**YOUR TASK:** Quote the whole listing exactly. Leave the pictures out of your copy.

**MATERIAL:**

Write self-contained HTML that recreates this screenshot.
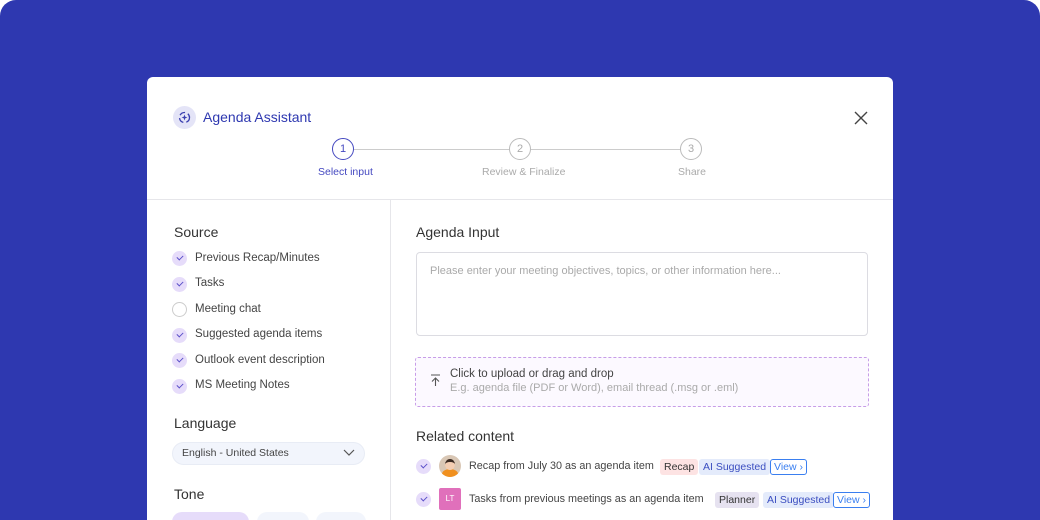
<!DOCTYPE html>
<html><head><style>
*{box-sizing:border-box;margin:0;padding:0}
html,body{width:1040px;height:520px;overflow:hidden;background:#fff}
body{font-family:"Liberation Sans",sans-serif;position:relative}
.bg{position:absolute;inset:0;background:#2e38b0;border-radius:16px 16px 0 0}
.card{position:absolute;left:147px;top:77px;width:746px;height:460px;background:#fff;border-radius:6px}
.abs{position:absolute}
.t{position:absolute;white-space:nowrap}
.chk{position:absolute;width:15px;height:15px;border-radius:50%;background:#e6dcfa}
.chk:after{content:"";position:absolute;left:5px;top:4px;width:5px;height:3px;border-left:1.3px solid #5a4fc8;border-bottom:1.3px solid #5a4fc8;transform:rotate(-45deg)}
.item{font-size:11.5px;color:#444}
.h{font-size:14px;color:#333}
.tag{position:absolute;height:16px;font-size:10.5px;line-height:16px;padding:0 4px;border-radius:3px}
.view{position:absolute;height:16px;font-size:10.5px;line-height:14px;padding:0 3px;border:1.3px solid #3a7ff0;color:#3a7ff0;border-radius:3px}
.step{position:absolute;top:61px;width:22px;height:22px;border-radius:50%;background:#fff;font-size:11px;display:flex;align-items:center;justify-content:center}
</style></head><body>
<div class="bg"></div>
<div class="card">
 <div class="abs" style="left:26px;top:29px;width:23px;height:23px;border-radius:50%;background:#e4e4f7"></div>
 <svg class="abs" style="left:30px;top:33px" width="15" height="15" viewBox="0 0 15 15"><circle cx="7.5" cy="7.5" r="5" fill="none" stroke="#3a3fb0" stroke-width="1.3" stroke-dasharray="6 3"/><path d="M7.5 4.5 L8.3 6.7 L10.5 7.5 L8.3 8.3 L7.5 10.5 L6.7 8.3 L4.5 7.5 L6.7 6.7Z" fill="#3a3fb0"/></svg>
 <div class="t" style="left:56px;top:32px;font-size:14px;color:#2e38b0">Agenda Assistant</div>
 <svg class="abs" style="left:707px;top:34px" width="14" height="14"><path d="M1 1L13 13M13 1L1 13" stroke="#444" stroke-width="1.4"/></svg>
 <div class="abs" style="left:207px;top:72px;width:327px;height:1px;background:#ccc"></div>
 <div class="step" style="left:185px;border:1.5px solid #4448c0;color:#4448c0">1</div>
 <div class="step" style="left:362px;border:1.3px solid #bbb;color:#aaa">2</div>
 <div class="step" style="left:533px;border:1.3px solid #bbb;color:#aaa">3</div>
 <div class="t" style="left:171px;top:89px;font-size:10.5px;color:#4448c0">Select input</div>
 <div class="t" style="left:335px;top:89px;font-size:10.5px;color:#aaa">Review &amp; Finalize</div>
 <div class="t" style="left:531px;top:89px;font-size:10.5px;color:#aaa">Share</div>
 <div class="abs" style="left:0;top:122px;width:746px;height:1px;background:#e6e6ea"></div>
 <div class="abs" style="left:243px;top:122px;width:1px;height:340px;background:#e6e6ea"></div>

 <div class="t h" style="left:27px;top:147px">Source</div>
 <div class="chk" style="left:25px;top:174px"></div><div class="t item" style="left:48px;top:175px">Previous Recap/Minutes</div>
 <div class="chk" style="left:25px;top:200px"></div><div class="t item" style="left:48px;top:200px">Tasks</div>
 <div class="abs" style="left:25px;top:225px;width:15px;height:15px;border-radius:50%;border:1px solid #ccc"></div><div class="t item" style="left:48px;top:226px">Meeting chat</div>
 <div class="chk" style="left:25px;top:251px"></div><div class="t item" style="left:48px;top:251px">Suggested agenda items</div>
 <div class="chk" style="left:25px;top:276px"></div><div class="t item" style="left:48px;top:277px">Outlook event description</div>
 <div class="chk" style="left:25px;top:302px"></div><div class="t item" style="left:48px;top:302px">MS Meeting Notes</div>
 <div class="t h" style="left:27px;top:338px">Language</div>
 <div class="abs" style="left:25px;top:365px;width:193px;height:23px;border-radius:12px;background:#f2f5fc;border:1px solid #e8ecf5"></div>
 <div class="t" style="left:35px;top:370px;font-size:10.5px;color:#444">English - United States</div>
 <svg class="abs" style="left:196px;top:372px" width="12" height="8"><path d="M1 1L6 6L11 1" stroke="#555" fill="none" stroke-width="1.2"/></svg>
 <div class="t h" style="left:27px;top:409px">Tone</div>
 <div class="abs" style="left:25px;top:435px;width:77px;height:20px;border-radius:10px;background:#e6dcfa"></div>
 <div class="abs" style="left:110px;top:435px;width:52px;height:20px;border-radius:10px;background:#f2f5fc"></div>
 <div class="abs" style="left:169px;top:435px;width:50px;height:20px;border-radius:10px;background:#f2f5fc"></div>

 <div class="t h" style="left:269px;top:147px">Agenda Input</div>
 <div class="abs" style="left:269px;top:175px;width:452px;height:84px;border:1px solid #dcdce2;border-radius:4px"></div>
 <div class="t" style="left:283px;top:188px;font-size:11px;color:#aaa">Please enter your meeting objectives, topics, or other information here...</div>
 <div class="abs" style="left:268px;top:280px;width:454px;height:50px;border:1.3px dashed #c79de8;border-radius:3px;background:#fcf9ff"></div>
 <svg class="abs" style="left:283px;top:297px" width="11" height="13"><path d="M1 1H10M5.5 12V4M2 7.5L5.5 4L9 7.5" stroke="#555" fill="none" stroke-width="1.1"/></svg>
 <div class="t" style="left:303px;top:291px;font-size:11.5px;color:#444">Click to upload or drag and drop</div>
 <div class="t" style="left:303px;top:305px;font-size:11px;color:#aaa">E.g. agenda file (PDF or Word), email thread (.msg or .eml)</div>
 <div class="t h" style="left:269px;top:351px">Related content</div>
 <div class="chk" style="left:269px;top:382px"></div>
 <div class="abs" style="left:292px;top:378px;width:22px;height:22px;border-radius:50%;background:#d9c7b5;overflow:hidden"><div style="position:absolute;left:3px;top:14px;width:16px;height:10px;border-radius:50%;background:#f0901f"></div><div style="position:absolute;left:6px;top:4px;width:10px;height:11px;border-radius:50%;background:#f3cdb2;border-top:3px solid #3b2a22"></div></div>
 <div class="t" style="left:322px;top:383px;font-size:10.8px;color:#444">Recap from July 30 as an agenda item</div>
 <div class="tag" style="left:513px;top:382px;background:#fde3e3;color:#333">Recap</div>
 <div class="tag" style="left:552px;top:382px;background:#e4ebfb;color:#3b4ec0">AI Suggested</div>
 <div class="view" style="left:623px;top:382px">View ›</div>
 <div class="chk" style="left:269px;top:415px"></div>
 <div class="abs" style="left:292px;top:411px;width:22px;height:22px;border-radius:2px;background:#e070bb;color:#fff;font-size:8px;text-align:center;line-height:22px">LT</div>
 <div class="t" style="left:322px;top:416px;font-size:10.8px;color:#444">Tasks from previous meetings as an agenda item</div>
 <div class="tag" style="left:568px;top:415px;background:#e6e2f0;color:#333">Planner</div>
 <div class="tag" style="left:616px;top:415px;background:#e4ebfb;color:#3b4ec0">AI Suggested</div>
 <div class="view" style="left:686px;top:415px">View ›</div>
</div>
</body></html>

**WRITTEN ANSWER:**
Write self-contained HTML that recreates this screenshot.
<!DOCTYPE html>
<html><head><style>
*{box-sizing:border-box;margin:0;padding:0}
html,body{width:1040px;height:520px;overflow:hidden;background:#fff}
body{font-family:"Liberation Sans",sans-serif;position:relative}
.bg{position:absolute;inset:0;background:#2e38b0;border-radius:16px 16px 0 0}
.card{position:absolute;left:147px;top:77px;width:746px;height:460px;background:#fff;border-radius:6px}
.abs{position:absolute}
.t{position:absolute;white-space:nowrap}
.chk{position:absolute;width:15px;height:15px;border-radius:50%;background:#e6dcfa}
.chk:after{content:"";position:absolute;left:5px;top:4px;width:5px;height:3px;border-left:1.3px solid #5a4fc8;border-bottom:1.3px solid #5a4fc8;transform:rotate(-45deg)}
.item{font-size:11.5px;color:#444}
.h{font-size:14px;color:#333}
.tag{position:absolute;height:16px;font-size:10.5px;line-height:16px;padding:0 4px;border-radius:3px}
.view{position:absolute;height:16px;font-size:10.5px;line-height:14px;padding:0 3px;border:1.3px solid #3a7ff0;color:#3a7ff0;border-radius:3px}
.step{position:absolute;top:61px;width:22px;height:22px;border-radius:50%;background:#fff;font-size:11px;display:flex;align-items:center;justify-content:center}
</style></head><body>
<div class="bg"></div>
<div class="card">
 <div class="abs" style="left:26px;top:29px;width:23px;height:23px;border-radius:50%;background:#e4e4f7"></div>
 <svg class="abs" style="left:30px;top:33px" width="15" height="15" viewBox="0 0 15 15"><circle cx="7.5" cy="7.5" r="5" fill="none" stroke="#3a3fb0" stroke-width="1.3" stroke-dasharray="6 3"/><path d="M7.5 4.5 L8.3 6.7 L10.5 7.5 L8.3 8.3 L7.5 10.5 L6.7 8.3 L4.5 7.5 L6.7 6.7Z" fill="#3a3fb0"/></svg>
 <div class="t" style="left:56px;top:32px;font-size:14px;color:#2e38b0">Agenda Assistant</div>
 <svg class="abs" style="left:707px;top:34px" width="14" height="14"><path d="M1 1L13 13M13 1L1 13" stroke="#444" stroke-width="1.4"/></svg>
 <div class="abs" style="left:207px;top:72px;width:327px;height:1px;background:#ccc"></div>
 <div class="step" style="left:185px;border:1.5px solid #4448c0;color:#4448c0">1</div>
 <div class="step" style="left:362px;border:1.3px solid #bbb;color:#aaa">2</div>
 <div class="step" style="left:533px;border:1.3px solid #bbb;color:#aaa">3</div>
 <div class="t" style="left:171px;top:89px;font-size:10.5px;color:#4448c0">Select input</div>
 <div class="t" style="left:335px;top:89px;font-size:10.5px;color:#aaa">Review &amp; Finalize</div>
 <div class="t" style="left:531px;top:89px;font-size:10.5px;color:#aaa">Share</div>
 <div class="abs" style="left:0;top:122px;width:746px;height:1px;background:#e6e6ea"></div>
 <div class="abs" style="left:243px;top:122px;width:1px;height:340px;background:#e6e6ea"></div>

 <div class="t h" style="left:27px;top:147px">Source</div>
 <div class="chk" style="left:25px;top:174px"></div><div class="t item" style="left:48px;top:175px">Previous Recap/Minutes</div>
 <div class="chk" style="left:25px;top:200px"></div><div class="t item" style="left:48px;top:200px">Tasks</div>
 <div class="abs" style="left:25px;top:225px;width:15px;height:15px;border-radius:50%;border:1px solid #ccc"></div><div class="t item" style="left:48px;top:226px">Meeting chat</div>
 <div class="chk" style="left:25px;top:251px"></div><div class="t item" style="left:48px;top:251px">Suggested agenda items</div>
 <div class="chk" style="left:25px;top:276px"></div><div class="t item" style="left:48px;top:277px">Outlook event description</div>
 <div class="chk" style="left:25px;top:302px"></div><div class="t item" style="left:48px;top:302px">MS Meeting Notes</div>
 <div class="t h" style="left:27px;top:338px">Language</div>
 <div class="abs" style="left:25px;top:365px;width:193px;height:23px;border-radius:12px;background:#f2f5fc;border:1px solid #e8ecf5"></div>
 <div class="t" style="left:35px;top:370px;font-size:10.5px;color:#444">English - United States</div>
 <svg class="abs" style="left:196px;top:372px" width="12" height="8"><path d="M1 1L6 6L11 1" stroke="#555" fill="none" stroke-width="1.2"/></svg>
 <div class="t h" style="left:27px;top:409px">Tone</div>
 <div class="abs" style="left:25px;top:435px;width:77px;height:20px;border-radius:10px;background:#e6dcfa"></div>
 <div class="abs" style="left:110px;top:435px;width:52px;height:20px;border-radius:10px;background:#f2f5fc"></div>
 <div class="abs" style="left:169px;top:435px;width:50px;height:20px;border-radius:10px;background:#f2f5fc"></div>

 <div class="t h" style="left:269px;top:147px">Agenda Input</div>
 <div class="abs" style="left:269px;top:175px;width:452px;height:84px;border:1px solid #dcdce2;border-radius:4px"></div>
 <div class="t" style="left:283px;top:188px;font-size:11px;color:#aaa">Please enter your meeting objectives, topics, or other information here...</div>
 <div class="abs" style="left:268px;top:280px;width:454px;height:50px;border:1.3px dashed #c79de8;border-radius:3px;background:#fcf9ff"></div>
 <svg class="abs" style="left:283px;top:297px" width="11" height="13"><path d="M1 1H10M5.5 12V4M2 7.5L5.5 4L9 7.5" stroke="#555" fill="none" stroke-width="1.1"/></svg>
 <div class="t" style="left:303px;top:291px;font-size:11.5px;color:#444">Click to upload or drag and drop</div>
 <div class="t" style="left:303px;top:305px;font-size:11px;color:#aaa">E.g. agenda file (PDF or Word), email thread (.msg or .eml)</div>
 <div class="t h" style="left:269px;top:351px">Related content</div>
 <div class="chk" style="left:269px;top:382px"></div>
 <div class="abs" style="left:292px;top:378px;width:22px;height:22px;border-radius:50%;background:#d9c7b5;overflow:hidden"><div style="position:absolute;left:3px;top:14px;width:16px;height:10px;border-radius:50%;background:#f0901f"></div><div style="position:absolute;left:6px;top:4px;width:10px;height:11px;border-radius:50%;background:#f3cdb2;border-top:3px solid #3b2a22"></div></div>
 <div class="t" style="left:322px;top:383px;font-size:10.8px;color:#444">Recap from July 30 as an agenda item</div>
 <div class="tag" style="left:513px;top:382px;background:#fde3e3;color:#333">Recap</div>
 <div class="tag" style="left:552px;top:382px;background:#e4ebfb;color:#3b4ec0">AI Suggested</div>
 <div class="view" style="left:623px;top:382px">View ›</div>
 <div class="chk" style="left:269px;top:415px"></div>
 <div class="abs" style="left:292px;top:411px;width:22px;height:22px;border-radius:2px;background:#e070bb;color:#fff;font-size:8px;text-align:center;line-height:22px">LT</div>
 <div class="t" style="left:322px;top:416px;font-size:10.8px;color:#444">Tasks from previous meetings as an agenda item</div>
 <div class="tag" style="left:568px;top:415px;background:#e6e2f0;color:#333">Planner</div>
 <div class="tag" style="left:616px;top:415px;background:#e4ebfb;color:#3b4ec0">AI Suggested</div>
 <div class="view" style="left:686px;top:415px">View ›</div>
</div>
</body></html>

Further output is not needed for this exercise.